Time is a presence in this work in many ways. Often Kurt Jackson notes the hour, and it becomes clear that these paintings were made at all times of day, as well as in all seasons and many weathers. To paint like this requires a slow tuning-in to the subtle rhythms of a day lived by light. One of the reasons for the deep appeal of Kurt Jackson’s work is that he touches on things we all know but too often hide from ourselves: that winter is not a finger stabbing at a central heating thermostat, that ecology is not a buzz-word and that no-one can ever truly own a river.

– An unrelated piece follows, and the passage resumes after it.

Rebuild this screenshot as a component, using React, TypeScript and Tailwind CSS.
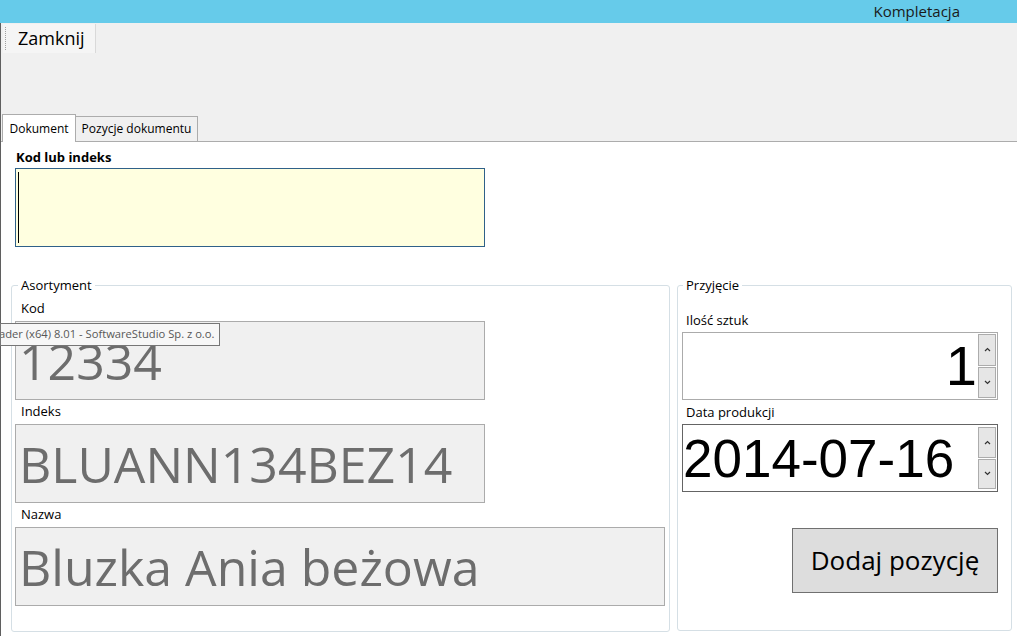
const ui = "font-['Open_Sans','Noto_Sans',sans-serif]";

function Chevron({ up }: { up?: boolean }) {
  return (
    <svg width="7" height="5" viewBox="0 0 7 5" className="block">
      <path
        d={up ? "M1 4 L3.5 1.5 L6 4" : "M1 1 L3.5 3.5 L6 1"}
        fill="none"
        stroke="#333"
        strokeWidth="1.2"
      />
    </svg>
  );
}

function Spin({ h }: { h: string }) {
  return (
    <div className="flex flex-col gap-[1px]">
      <div className={`${h} w-[18px] bg-[#e6e6e6] border border-[#acacac] flex items-center justify-center`}>
        <Chevron up />
      </div>
      <div className={`${h} w-[18px] bg-[#e6e6e6] border border-[#acacac] flex items-center justify-center`}>
        <Chevron />
      </div>
    </div>
  );
}

function Field({ label, value, wide, first }: { label: string; value: string; wide?: boolean; first?: boolean }) {
  return (
    <>
      <div className={`${first ? "mt-[6px]" : "mt-[2px]"} ml-[9px] h-[18px] leading-[18px] text-[13px] text-black`}>{label}</div>
      <div
        className={`mt-[4px] ml-[3px] h-[79px] ${wide ? "w-[650px]" : "w-[470px]"} bg-[#f0f0f0] border border-[#ababab] flex items-center pl-[3px] text-[50px] leading-none text-[#6d6d6d] overflow-hidden whitespace-nowrap`}
      >
        {value}
      </div>
    </>
  );
}

export default function App() {
  return (
    <div className={`${ui} relative w-[1017px] h-[636px] overflow-hidden bg-white flex flex-col`}>
      {/* title bar */}
      <div className="h-[23px] bg-[#66cbea] flex items-center justify-end pr-[57px] text-[15px] text-[#1a1a1a]">
        Kompletacja
      </div>

      <div className="flex-1 flex flex-col border-l border-[#5f5f5f]">
        {/* toolbar */}
        <div className="h-[91px] bg-[#f0f0f0] pt-[1px] pl-[2px]">
          <div className="flex h-[29px] w-[93px] bg-[#f5f5f5] border-r border-[#d9d9d9]">
            <div className="w-[3px] ml-[2px] my-[3px] border-l border-dotted border-[#a0a0a0]" />
            <div className="flex-1 flex items-center pl-[10px] text-[18px] text-black">Zamknij</div>
          </div>
        </div>

        {/* tabs */}
        <div className="h-[28px] bg-[#f0f0f0] flex items-end border-b border-[#acacac] pl-[1px]">
          <div className="relative z-10 -mb-px h-[28px] w-[74px] bg-white border border-b-0 border-[#acacac] flex items-center justify-center text-[12px] text-black">
            Dokument
          </div>
          <div className="h-[25px] w-[122px] bg-[#f0f0f0] border border-b-0 border-l-0 border-[#acacac] flex items-center justify-center text-[12px] text-black">
            Pozycje dokumentu
          </div>
        </div>

        {/* content */}
        <div className="flex-1 bg-white flex flex-col">
          <div className="mt-[6px] ml-[15px] h-[18px] leading-[18px] text-[13px] font-bold text-black">Kod lub indeks</div>
          <div className="mt-[2px] ml-[14px] h-[79px] w-[470px] bg-[#ffffe0] border border-[#2f6189] py-[3px] pl-[2px]">
            <div className="w-[1px] h-full bg-black" />
          </div>

          <div className="mt-[30px] flex gap-[7px] ml-[10px]">
            <fieldset className="w-[659px] h-[355px] border border-[#d5dfe5] rounded-[3px] flex flex-col">
              <legend className="ml-[6px] px-[3px] h-[16px] leading-[16px] text-[13px] text-black">Asortyment</legend>
              <Field label="Kod" value="12334" first />
              <Field label="Indeks" value="BLUANN134BEZ14" />
              <Field label="Nazwa" value="Bluzka Ania beżowa" wide />
            </fieldset>

            <fieldset className="w-[335px] h-[354px] border border-[#d5dfe5] rounded-[3px] flex flex-col">
              <legend className="ml-[5px] px-[3px] h-[16px] leading-[16px] text-[13px] text-black">Przyjęcie</legend>
              <div className="mt-[18px] ml-[8px] h-[18px] leading-[18px] text-[13px] text-black">Ilość sztuk</div>
              <div className="mt-[3px] ml-[4px] h-[68px] w-[316px] border border-[#ababab] bg-white flex items-stretch p-[1px]">
                <div className="flex-1 flex items-center justify-end pr-[1px] font-['Liberation_Sans',Arial,sans-serif] text-[56px] leading-none text-black">
                  1
                </div>
                <Spin h="h-[32px]" />
              </div>
              <div className="mt-[3px] ml-[8px] h-[18px] leading-[18px] text-[13px] text-black">Data produkcji</div>
              <div className="mt-[3px] ml-[4px] h-[68px] w-[316px] border border-[#646464] bg-white flex items-stretch pt-[2px] pb-[2px] pr-[1px]">
                <div className="flex-1 flex items-center font-['Liberation_Sans',Arial,sans-serif] text-[53px] leading-none text-black">
                  2014-07-16
                </div>
                <Spin h="h-[31px]" />
              </div>
              <div className="mt-[36px] ml-[114px] h-[65px] w-[206px] bg-[#dddddd] border border-[#707070] flex items-center justify-center text-[26px] text-black">
                Dodaj pozycję
              </div>
            </fieldset>
          </div>
        </div>
      </div>

      {/* tooltip */}
      <div className="absolute left-0 top-[323px] h-[23px] w-[220px] bg-[#f7f7f7] border border-[#767676] overflow-hidden flex items-center">
        <span className="-ml-[2px] whitespace-nowrap text-[11.2px] text-[#575757]">ader (x64) 8.01 - SoftwareStudio Sp. z o.o.</span>
      </div>
    </div>
  );
}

This show is as various as the Tamar, from the lush Edenic greens and ruddy-brown water of A blackbird sings to me: Tamar in spate, to the pewter river and coppery russet of the oak trees in Toes in the cold autumn Tamar, or to the sculptures of Tamara, the legendary daughter of an earth-spirit who was transformed into a river by her father as punishment for falling in love with a giant’s sons. In its lower reaches Kurt Jackson paints a river which moves to the ebb and flow of the tides, while in its upper reaches rain rushing off hills and moor-tops makes it surge over its banks. The paintings reveal a riverine landscape which is always changing and being changed by erosion, by pollution, by a slow green silting-up of overgrowth or by the slash-and-burn interventions of humans. Bridged and forded, poached and patrolled, mapped in the brain of an Atlantic salmon on the way to its spawning-ground or on old industrial maps of lost workings, the Tamar carries so much that in the end it’s almost a surprise to bend down, dip your hand and find that it’s also pure water.

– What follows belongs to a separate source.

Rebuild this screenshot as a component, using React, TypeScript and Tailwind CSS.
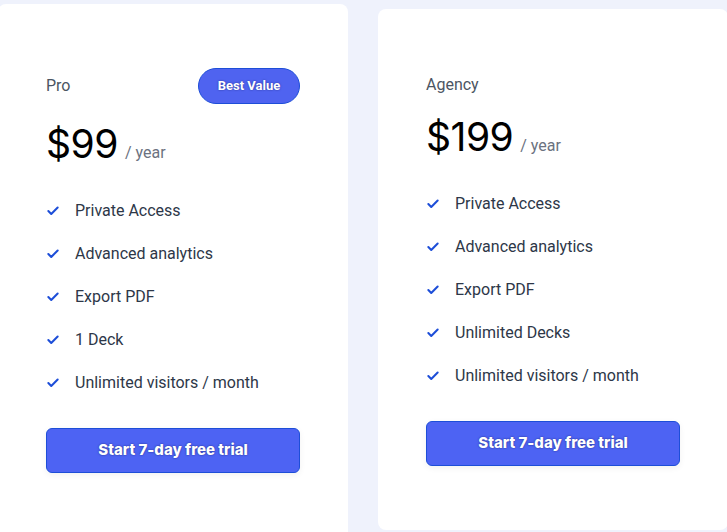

If you concentrate long enough on any detail in these paintings – a fallen oak leaf, a twist of wild clematis, a block of dressed stone in the heart of a wood – it will reveal not only itself but its place, in this place. The work in this show is in part an homage to memory and to what is gone, but it is also very much about the moment itself before it vanishes into history, captured before the eye blinks, the light changes, or the heron flies away.